Se voglio aiutare una persona a vivere più felice, a superare il dolore non potrò prescindere dal cercare quell’inspiegabile contraddizione tra la nostra finitezza, come esseri umani con un finale scontato (il vivere per la morte di Heidegger) e l’infinitezza cui aspiriamo profondamente: cioè alla nostra dimensione spirituale.

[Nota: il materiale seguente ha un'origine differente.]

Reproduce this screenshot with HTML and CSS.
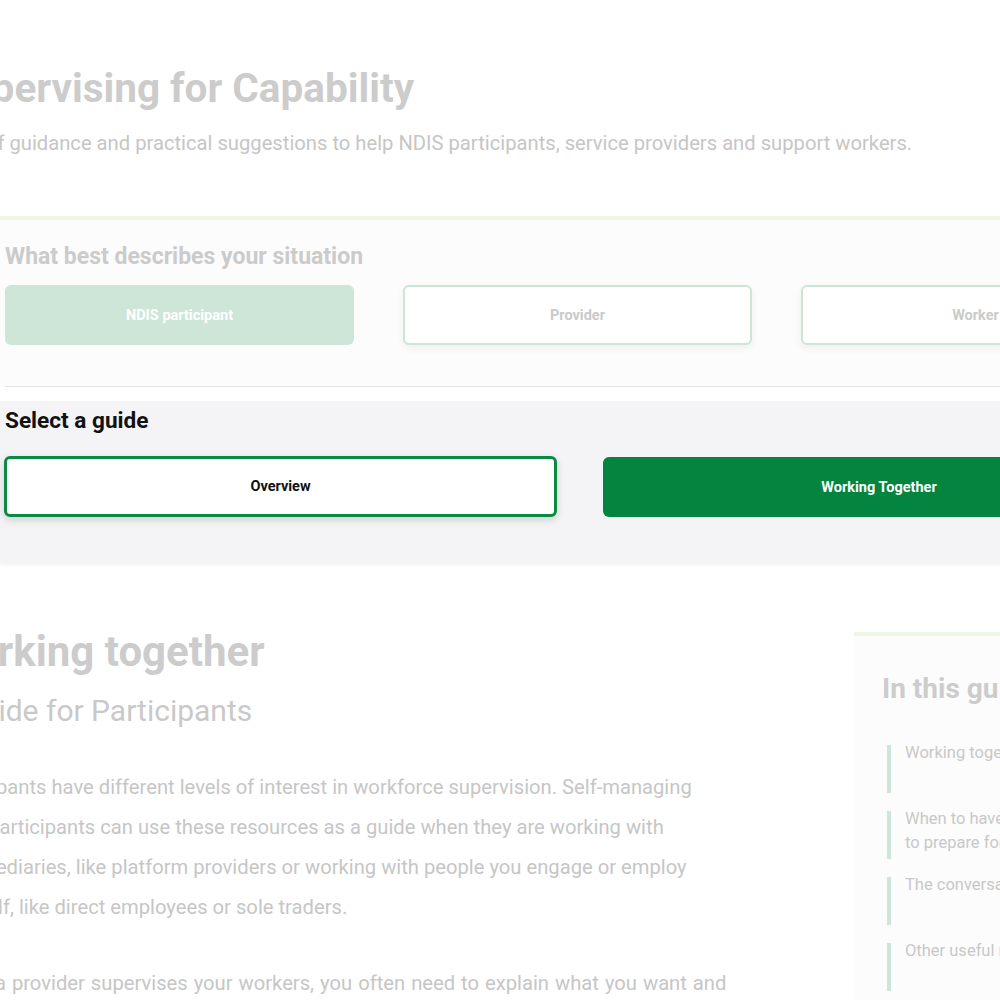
FILE: index.html
```html
<!DOCTYPE html>
<html lang="en">
<head>
<meta charset="utf-8">
<title>Supervising for Capability</title>
<link rel="stylesheet" href="styles.css">
</head>
<body>
<div class="page">
  <header class="hero">
    <h1 class="hero-title">Supervising for Capability</h1>
    <p class="hero-sub">A set of guidance and practical suggestions to help NDIS participants, service providers and support workers.</p>
  </header>

  <section class="situation">
    <h2 class="situation-title">What best describes your situation</h2>
    <div class="situation-options">
      <button class="opt opt-active">NDIS participant</button>
      <button class="opt">Provider</button>
      <button class="opt">Worker</button>
    </div>
    <div class="separator"></div>
  </section>

  <section class="guides">
    <h2 class="guides-title">Select a guide</h2>
    <div class="guides-options">
      <button class="guide guide-outline">Overview</button>
      <button class="guide guide-filled">Working Together</button>
    </div>
  </section>

  <div class="content">
    <main class="main">
      <h2 class="main-title">Working together</h2>
      <p class="main-sub">A guide for Participants</p>
      <p class="para">Participants have different levels of interest in workforce supervision. Self-managing NDIS participants can use these resources as a guide when they are working with intermediaries, like platform providers or working with people you engage or employ yourself, like direct employees or sole traders.</p>
      <p class="para">When a provider supervises your workers, you often need to explain what you want and</p>
    </main>
    <aside class="toc">
      <h3 class="toc-title">In this guide</h3>
      <ul class="toc-list">
        <li class="toc-item"><span class="toc-text">Working together</span></li>
        <li class="toc-item"><span class="toc-text">When to have a conversation and how<br>to prepare for it</span></li>
        <li class="toc-item"><span class="toc-text">The conversation</span></li>
        <li class="toc-item"><span class="toc-text">Other useful resources</span></li>
      </ul>
    </aside>
  </div>
</div>
</body>
</html>
```

FILE: styles.css
```css
html, body {
  margin: 0;
  padding: 0;
  background: #ffffff;
}
body {
  overflow: hidden;
  font-family: Roboto, "Noto Sans", sans-serif;
  width: 1000px;
  height: 1000px;
}
.page {
  width: 1200px;
}
button {
  font-family: inherit;
  cursor: pointer;
}
.hero {
  margin-left: -56px;
  padding-top: 63px;
}
.hero-title {
  margin: 0;
  font-size: 40.5px;
  line-height: 50px;
  font-weight: 700;
  color: #cccccc;
}
.hero-sub {
  margin: 17px 0 0 -9px;
  font-size: 20.2px;
  line-height: 26px;
  color: #c6c6c6;
}
.situation {
  margin-top: 60px;
  border-top: 4px solid #eef5e3;
  background: #fcfcfc;
  padding: 22px 0 0 5px;
}
.situation-title {
  margin: 0;
  font-size: 23px;
  line-height: 30px;
  font-weight: 700;
  color: #cbcbcb;
}
.situation-options {
  margin-top: 13px;
  display: grid;
  grid-template-columns: 349px 349px 349px;
  column-gap: 49px;
}
.opt {
  height: 60px;
  border: 2px solid #cbe6d6;
  border-radius: 6px;
  background: #ffffff;
  color: #cacaca;
  font-size: 14.5px;
  font-weight: 700;
  box-shadow: 0 3px 8px rgba(0, 0, 0, 0.06);
}
.opt-active {
  background: #cde6d8;
  border-color: #cde6d8;
  color: #ffffff;
  box-shadow: none;
}
.separator {
  margin-top: 41px;
  height: 1px;
  background: #e3e3e3;
}
.guides {
  margin-top: 14px;
  background: #f4f3f6;
  padding: 5px 0 46px 5px;
  box-shadow: 0 2px 3px rgba(0, 0, 0, 0.05);
}
.guides-title {
  margin: 0;
  font-size: 22.6px;
  line-height: 30px;
  font-weight: 700;
  color: #111111;
}
.guides-options {
  margin-top: 20px;
  display: grid;
  grid-template-columns: 552px 552px;
  column-gap: 46px;
}
.guide {
  height: 61px;
  border-radius: 6px;
  font-size: 14.5px;
  font-weight: 700;
}
.guide-outline {
  margin-left: -1px;
  background: #ffffff;
  border: 3px solid #0a8a43;
  color: #111111;
  box-shadow: 0 3px 8px rgba(0, 0, 0, 0.15);
}
.guide-filled {
  background: #03843f;
  border: 0;
  color: #ffffff;
  height: 60px;
  margin-top: 1px;
}
.content {
  margin-top: 64px;
  display: flex;
  align-items: flex-start;
}
.main {
  margin-left: -62px;
  width: 800px;
  flex: none;
}
.main-title {
  margin: 0;
  font-size: 42px;
  line-height: 50px;
  font-weight: 700;
  color: #cccccc;
}
.main-sub {
  margin: 16px 0 0;
  font-size: 30px;
  line-height: 36px;
  color: #c9c9c9;
}
.para {
  margin: 38px 0 0;
  font-size: 20.2px;
  line-height: 40px;
  color: #c6c6c6;
}
.para + .para {
  margin-top: 36px;
  word-spacing: 1px;
}
.toc {
  margin-left: 116px;
  margin-top: 5px;
  width: 360px;
  flex: none;
  border-top: 4px solid #eef6e5;
  background: #fcfcfc;
  padding: 35px 0 0 28px;
  height: 400px;
}
.toc-title {
  margin: 0;
  font-size: 28px;
  line-height: 36px;
  font-weight: 700;
  color: #cccccc;
}
.toc-list {
  list-style: none;
  margin: 38px 0 0 5px;
  padding: 0;
}
.toc-item {
  display: flow-root;
  border-left: 4px solid #cde6d8;
  padding-left: 14px;
  height: 48px;
  margin-bottom: 18px;
}
.toc-text {
  display: block;
  margin-top: -4px;
  font-size: 16.5px;
  line-height: 24px;
  color: #c8c8c8;
}
```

Non crediamo, insieme a tanti che oggi indagano e lavorano nell’ambito delle psicologie transpersonali, che troveremo mai la nostra felicità a prescindere da questa nostra dimensione essenziale. Il fatto che non la possiamo spiegare, interpretare, significare è proprio la caratteristica ineludibile di questa dimensione “ultraconcettuale”. Ma possiamo riconoscerla ed aiutare glia altri a fare lo stesso: magari a partire dal dolore in un cammino di risalita della corrente dove non mi basterà mai scoprire il trauma infantile, il tratto caratteriale della tipologia di moda, le influenze ricevute da bambino, le idee limitate con cui mi definisco, le proiezioni, i desideri rimossi, e così via. Tutte queste belle cose della psicologia servono tanto, ma proprio tanto, ve lo assicuro! Eppure, come Faust, per non sprofondare nell’inferno, non dovrò dire mai “sta bene, mi basta!” , prima di arrivare alla Sorgente dove si annullano anche il mio dire, il mio capire, le mie interpretazione della realtà. Dove forse scoprirò di essere sempre stato felice e non lo sapevo… è solo un’ipotesi; ma che meraviglia sarebbe!